Design Principle 2. "There is no such thing as a complex solution." This quote from a colleague (see [Mohle 93]) sums up what is wrong with many programs today. A design that's too complex is no solution at all, since it may not be capable of being implemented (perhaps it takes too much memory), and may not be capable of being maintained, (and thus riddled with bugs). Chances are that a simpler, more elegant design is waiting out there in the ether for you to discover--if you just spend more time in the design phase.

Design Principle 3. Don't over-generalize. Many books on object-oriented programming show how to build general-purpose collection classes. While there is nothing wrong with this per se, it's easy to overdo it. General- purpose code tends to be less efficient than code written specifically for the task at hand, since more cases must be handled. Ironically, the more flexible your code is, the more difficult it can be to maintain--the opposite of what you might expect!

Use simple, direct designs whenever possible.

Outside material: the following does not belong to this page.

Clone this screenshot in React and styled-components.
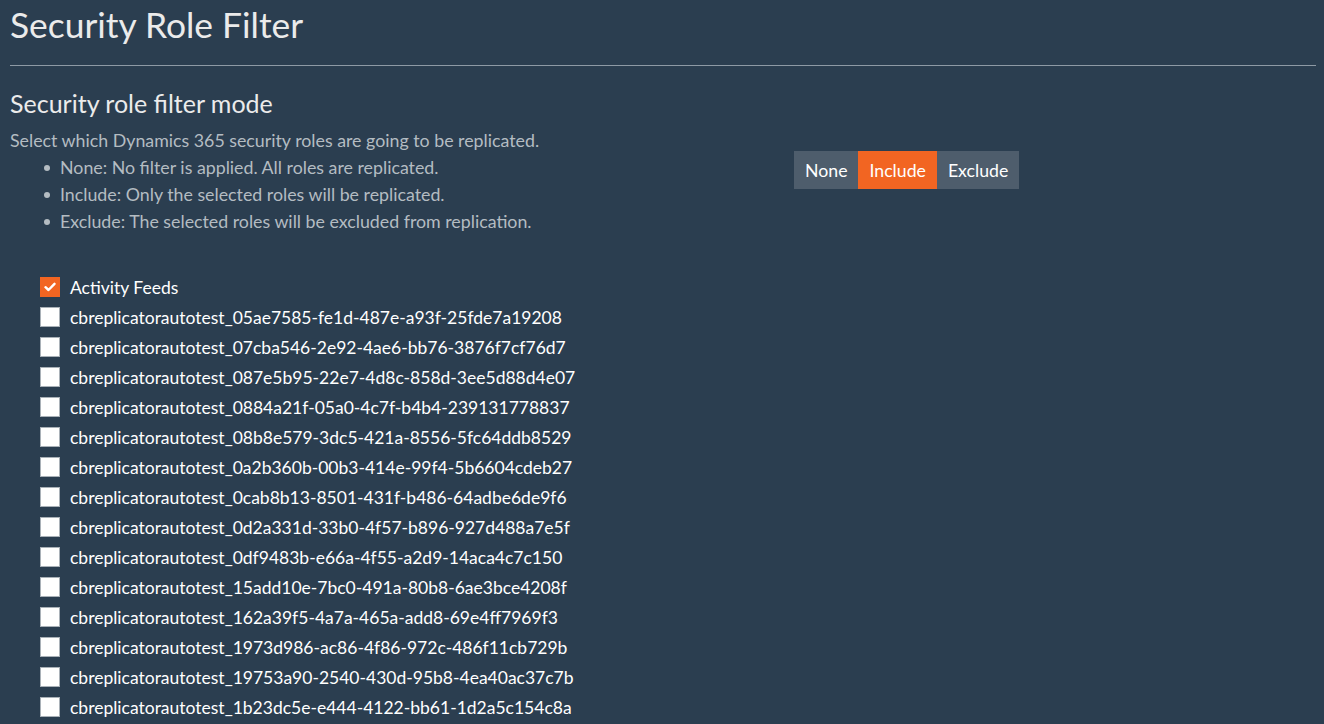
import React, { useState } from "react";
import styled, { createGlobalStyle } from "styled-components";

const Global = createGlobalStyle`
  html, body { margin: 0; padding: 0; background: #2b3e50; }
  body { font-family: Lato, "Open Sans", sans-serif; color: #ebebeb; }
  * { box-sizing: border-box; }
`;

const Page = styled.div`
  padding: 0 8px 0 10px;
  min-height: 724px;
  background: #2b3e50;
`;

const Title = styled.h1`
  margin: 0;
  padding-top: 5px;
  font-size: 35.4px;
  font-weight: 400;
  line-height: 40px;
  color: #ebebeb;
`;

const Rule = styled.hr`
  margin: 20px 0 0 0;
  border: 0;
  border-top: 1px solid #8e9aa5;
  height: 0;
`;

const SubTitle = styled.h2`
  margin: 22px 0 0 0;
  font-size: 25px;
  font-weight: 400;
  line-height: 30px;
  color: #ebebeb;
`;

const ModeRow = styled.div`
  display: grid;
  grid-template-columns: 784px auto;
  align-items: start;
`;

const Description = styled.div`
  margin-top: 9px;
  font-size: 17.8px;
  line-height: 27px;
  color: #b4bcc2;
`;

const Bullets = styled.ul`
  margin: 0;
  padding-left: 50px;
  list-style: none;
`;

const Bullet = styled.li`
  position: relative;
  &::before {
    content: "";
    position: absolute;
    left: -16px;
    top: 11px;
    width: 6px;
    height: 6px;
    border-radius: 50%;
    background: #b4bcc2;
  }
`;

const ButtonGroup = styled.div`
  display: flex;
  margin-top: 33px;
`;

const ModeButton = styled.button`
  border: 0;
  margin: 0;
  height: 38px;
  padding: 0 11px;
  font-family: Lato, sans-serif;
  font-size: 17.7px;
  color: #ffffff;
  background: ${(p) => (p.$active ? "#f26522" : "#4e5d6c")};
  cursor: pointer;
`;

const RoleList = styled.div`
  margin-top: 37px;
  padding-left: 30px;
  display: flex;
  flex-direction: column;
`;

const RoleRow = styled.label`
  display: flex;
  align-items: center;
  height: 30px;
  font-size: 17.5px;
  color: #ffffff;
  cursor: pointer;
`;

const Box = styled.span`
  width: 20px;
  height: 20px;
  margin-right: 10px;
  display: flex;
  align-items: center;
  justify-content: center;
  background: ${(p) => (p.$checked ? "#f26522" : "#ffffff")};
  border: 1px solid ${(p) => (p.$checked ? "#f26522" : "#a9b1b8")};
  flex-shrink: 0;
`;

const roles = [
  "Activity Feeds",
  "cbreplicatorautotest_05ae7585-fe1d-487e-a93f-25fde7a19208",
  "cbreplicatorautotest_07cba546-2e92-4ae6-bb76-3876f7cf76d7",
  "cbreplicatorautotest_087e5b95-22e7-4d8c-858d-3ee5d88d4e07",
  "cbreplicatorautotest_0884a21f-05a0-4c7f-b4b4-239131778837",
  "cbreplicatorautotest_08b8e579-3dc5-421a-8556-5fc64ddb8529",
  "cbreplicatorautotest_0a2b360b-00b3-414e-99f4-5b6604cdeb27",
  "cbreplicatorautotest_0cab8b13-8501-431f-b486-64adbe6de9f6",
  "cbreplicatorautotest_0d2a331d-33b0-4f57-b896-927d488a7e5f",
  "cbreplicatorautotest_0df9483b-e66a-4f55-a2d9-14aca4c7c150",
  "cbreplicatorautotest_15add10e-7bc0-491a-80b8-6ae3bce4208f",
  "cbreplicatorautotest_162a39f5-4a7a-465a-add8-69e4ff7969f3",
  "cbreplicatorautotest_1973d986-ac86-4f86-972c-486f11cb729b",
  "cbreplicatorautotest_19753a90-2540-430d-95b8-4ea40ac37c7b",
  "cbreplicatorautotest_1b23dc5e-e444-4122-bb61-1d2a5c154c8a",
];

const Check = () => (
  <svg width="12" height="10" viewBox="0 0 12 10">
    <path d="M1.5 5.2 L4.5 8 L10.5 1.8" fill="none" stroke="#fff" strokeWidth="2.4" strokeLinecap="round" strokeLinejoin="round" />
  </svg>
);

export default function App() {
  const [mode, setMode] = useState("Include");
  const [checked, setChecked] = useState({ 0: true });
  const modes = ["None", "Include", "Exclude"];
  return (
    <Page>
      <Global />
      <Title>Security Role Filter</Title>
      <Rule />
      <SubTitle>Security role filter mode</SubTitle>
      <ModeRow>
        <Description>
          Select which Dynamics 365 security roles are going to be replicated.
          <Bullets>
            <Bullet>None: No filter is applied. All roles are replicated.</Bullet>
            <Bullet>Include: Only the selected roles will be replicated.</Bullet>
            <Bullet>Exclude: The selected roles will be excluded from replication.</Bullet>
          </Bullets>
        </Description>
        <ButtonGroup>
          {modes.map((m) => (
            <ModeButton key={m} $active={mode === m} onClick={() => setMode(m)}>
              {m}
            </ModeButton>
          ))}
        </ButtonGroup>
      </ModeRow>
      <RoleList>
        {roles.map((r, i) => (
          <RoleRow key={r} onClick={() => setChecked((c) => ({ ...c, [i]: !c[i] }))}>
            <Box $checked={!!checked[i]}>{checked[i] && <Check />}</Box>
            {r}
          </RoleRow>
        ))}
      </RoleList>
    </Page>
  );
}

For instance, if you need to store a small list of numbers, don't get carried away by using some massive set of general purpose collection classes. A simple array will do just fine.

This doesn't mean you shouldn't strive to make your designs reusable and robust. But you should temper your eagerness to write, for example, the ultimate collection class, by asking yourself: "Is this really warranted? Will I (or someone else), be able to make changes to this code later on? What's the purpose of my activities? Is it my goal to write a general-purpose set of routines, or am I trying to solve just this one problem?"

Design Principle 4. General-purpose code is not always the most reusable. This rule may seem at first like a paradox. But consider this: code that is very general purpose tends to be bloated and inefficient, due to the need to handle many cases. If the code is too bloated, you may not want to include it in your application. So it's not very reusable, is it? A surprising number of commercial toolkits suffer from this problem. One test that you can use on the objects you design is to ask yourself the following question: "Would I want to incorporate ten of these objects into another object?" This question will force you to think about how streamlined you've made your objects.

Design Principle 5. Follow the 80-20 rule. This rule comes in many variations, including this one: in many programs, approximately 80 percent of the execution time is spent in 20 percent of the code. Few designs work well in all situations, so make your designs work well for the portion of code that's used most often. For the remaining code, the performance may suffer, but as long as your design doesn't totally stop working or produce the wrong results, don't worry about it too much. Of course, if you know a design that works well 100 percent of the time, and that design is cost-effective, by all means use it!

Design Principle 6. Design first, then optimize. As programmers, we've all made the mistake of trying to write and optimize code before we've even considered the design choices. Before optimizing a data structure, for instance, ask yourself if there is perhaps a better choice. Choosing a good data structure can make much more difference than merely optimizing the one you already have. For instance, no matter how clever you are in optimizing a linked list for searching a large number of records, a balanced binary tree is likely to perform much better, even without any optimization.

Design Principle 7. Try to get the most leverage out of any overhead you must add. Writing robust code often entails writing smarter code. And smarter code usually has more overhead associated with it. The issue is where this overhead is placed. For instance, consider the linear space complexity function s(n) = a n + b. The terms a and b represent overhead. The overhead represented by a is multiplied n times (where n is the number of objects stored), so you obviously want to avoid adding overhead there if you can. The overhead represented by b is much more benign since it's just a constant factor. Thus, strive to add type b overhead rather than type a overhead.

An example of this principle is discussed in Chapter 10. There, we discuss the possibility of using a threaded tree over an ordinary tree, where each node has an extra pointer back to its parent. This parent pointer represents overhead that's incurred in every node (so it's type a overhead). The reason for using parent pointers is to simplify the code. But it might be better to have slightly more complex code, eliminating the parent pointers, and thus be able to use type b overhead instead of type a overhead.

Design Principle 8. You shouldn't have to pay for something you aren't going to use. Consider using a general-purpose collection class when all you really want is a simple array. Why should you pay for the extra overhead? Yet many poorly designed libraries want you to do just that.

It's interesting to note that Design Principle 8 permeates the design of the C++ language itself. While C++ adds object-oriented programming capabilities to C, you never pay for these capabilities when coding straight C without objects. Contrast this to the design of Smalltalk, where you are forced to pay for the overhead of using objects, regardless of whether you actually need to use objects to accomplish the task at hand.

SUMMARY

In this chapter, we've reviewed the basic concepts behind data structures, and have given a set of common-sense principles that apply to all designs. In Chapters 2 and 3 we'll begin to focus on more specific principles as they apply to designing code in C++, with data structures particularly in mind.